More advices around search speed and disk usage. (#25252)

It adds notes about: - how preference can help optimize cache usage - the fact that too many replicas can hurt search performance due to lower utilization of the filesystem cache - how index sorting can improve _source compression - how always putting fields in the same order in documents can improve _source compression
2017-06-16 11:23:40 +02:00 · 2017-06-16 11:23:40 +02:00 · 8c869e2a0b
parent ccb3c9aae7
commit 8c869e2a0b
2 changed files with 63 additions and 0 deletions
--- a/docs/reference/how-to/disk-usage.asciidoc
+++ b/docs/reference/how-to/disk-usage.asciidoc
@ -158,3 +158,24 @@ on disk usage. In particular, integers should be stored using an integer type
 stored in a `scaled_float` if appropriate or in the smallest type that fits the
 use-case: using `float` over `double`, or `half_float` over `float` will help
 save storage.
 [float]
 === Use index sorting to colocate similar documents
 When Elasticsearch stores `_source`, it compresses multiple documents at once
 in order to improve the overall compression ratio. For instance it is very
 common that documents share the same field names, and quite common that they
 share some field values, especially on fields that have a low cardinality or
 a https://en.wikipedia.org/wiki/Zipf%27s_law[zipfian] distribution.
 By default documents are compressed together in the order that they are added
 to the index. If you enabled <<index-modules-index-sorting,index sorting>>
 then instead they are compressed in sorted order. Sorting documents with similar
 structure, fields, and values together should improve the compression ratio.
 [float]
 === Put fields in the same order in documents
 Due to the fact that multiple documents are compressed together into blocks,
 it is more likely to find longer duplicate strings in those `_source` documents
 if fields always occur in the same order.
--- a/docs/reference/how-to/search-speed.asciidoc
+++ b/docs/reference/how-to/search-speed.asciidoc
@ -326,3 +326,45 @@ queries, they should be mapped as a `keyword`.
 <<index-modules-index-sorting,Index sorting>> can be useful in order to make
 conjunctions faster at the cost of slightly slower indexing.

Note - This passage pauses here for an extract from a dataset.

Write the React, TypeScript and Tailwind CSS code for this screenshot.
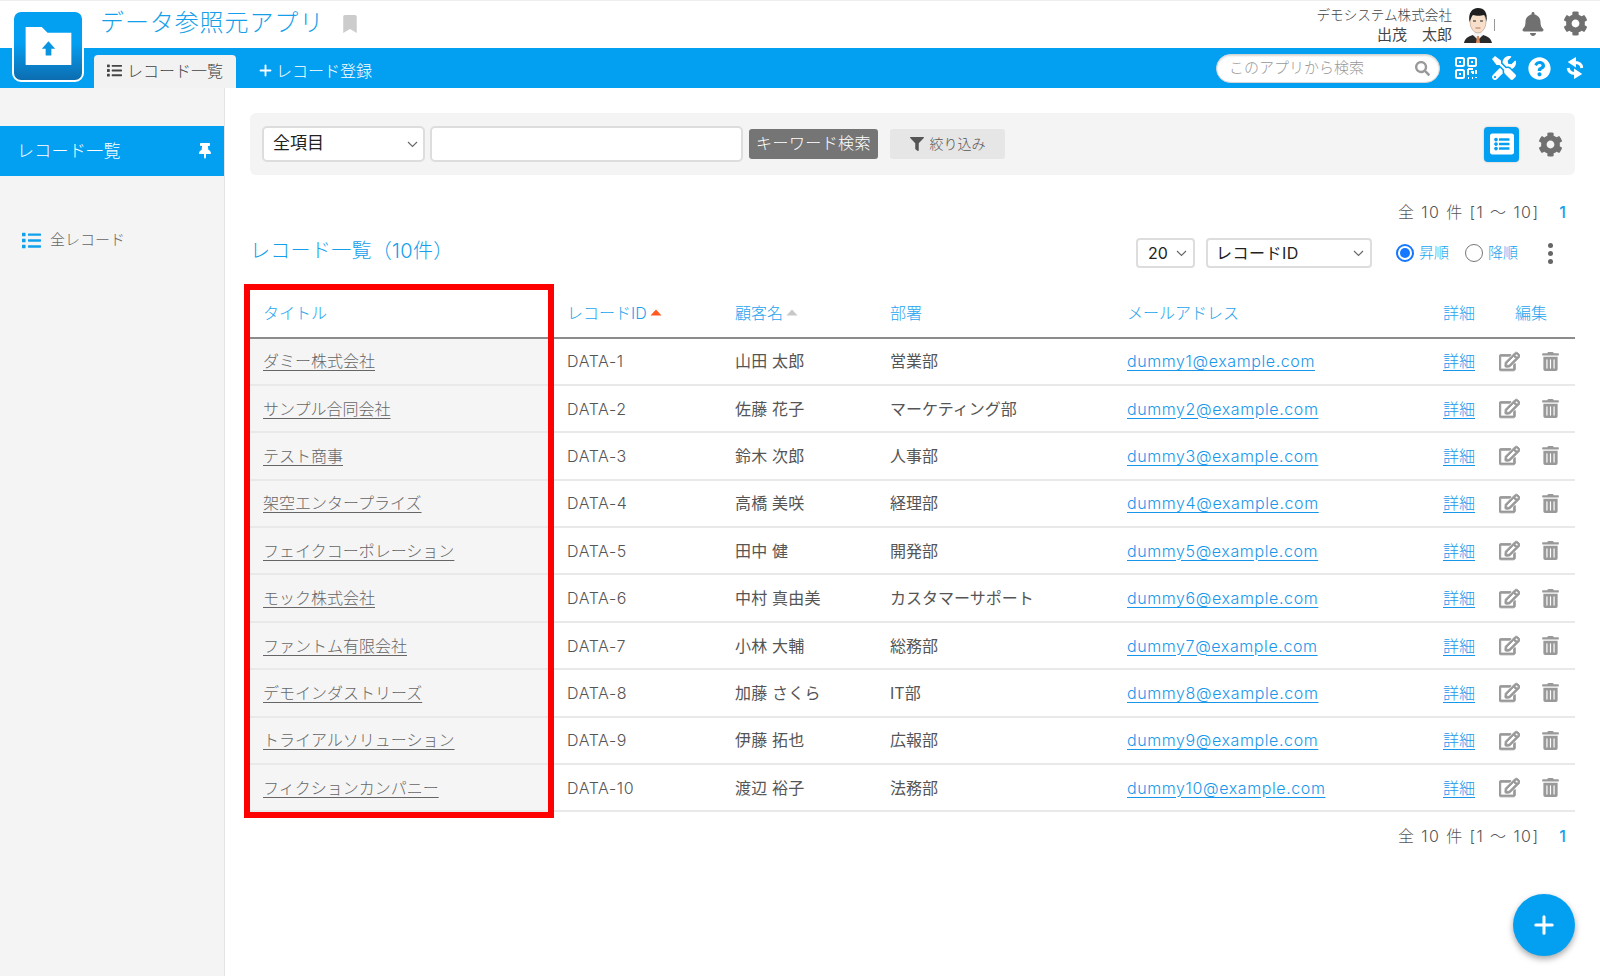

Read more about it
 in the <<index-modules-index-sorting-conjunctions,index sorting documentation>>.
 [float]
 === Use `preference` to optimize cache utilization
 There are multiple caches that can help with search performance, such as the
 https://en.wikipedia.org/wiki/Page_cache[filesystem cache], the
 <<shard-request-cache,request cache>> or the <<query-cache,query cache>>. Yet
 all these caches are maintained at the node level, meaning that if you run the
 same request twice in a row, have 1 <<glossary-replica-shard,replica>> or more
 and use https://en.wikipedia.org/wiki/Round-robin_DNS[round-robin], the default
 routing algorithm, then those two requests will go to different shard copies,
 preventing node-level caches from helping.
 Since it is common for users of a search application to run similar requests
 one after another, for instance in order to analyze a narrower subset of the
 index, using a preference value that identifies the current user or session
 could help optimize usage of the caches.
 [float]
 === Replicas might help with throughput, but not always
 In addition to improving resiliency, replicas can help improve throughput. For
 instance if you have a single-shard index and three nodes, you will need to
 set the number of replicas to 2 in order to have 3 copies of your shard in
 total so that all nodes are utilized.
 Now imagine that you have a 2-shards index and two nodes. In one case, the
 number of replicas is 0, meaning that each node holds a single shard. In the
 second case the number of replicas is 1, meaning that each node has two shards.
 Which setup is going to perform best in terms of search performance? Usually,
 the setup that has fewer shards per node in total will perform better. The
 reason for that is that it gives a greater share of the available filesystem
 cache to each shard, and the filesystem cache is probably Elasticsearch's
 number 1 performance factor. At the same time, beware that a setup that does
 not have replicas is subject to failure in case of a single node failure, so
 there is a trade-off between throughput and availability.
 So what is the right number of replicas? If you have a cluster that has
 `num_nodes` nodes, `num_primaries` primary shards _in total_ and if you want to
 be able to cope with `max_failures` node failures at once at most, then the
 right number of replicas for you is
 `max(max_failures, ceil(num_nodes / num_primaries) - 1)`.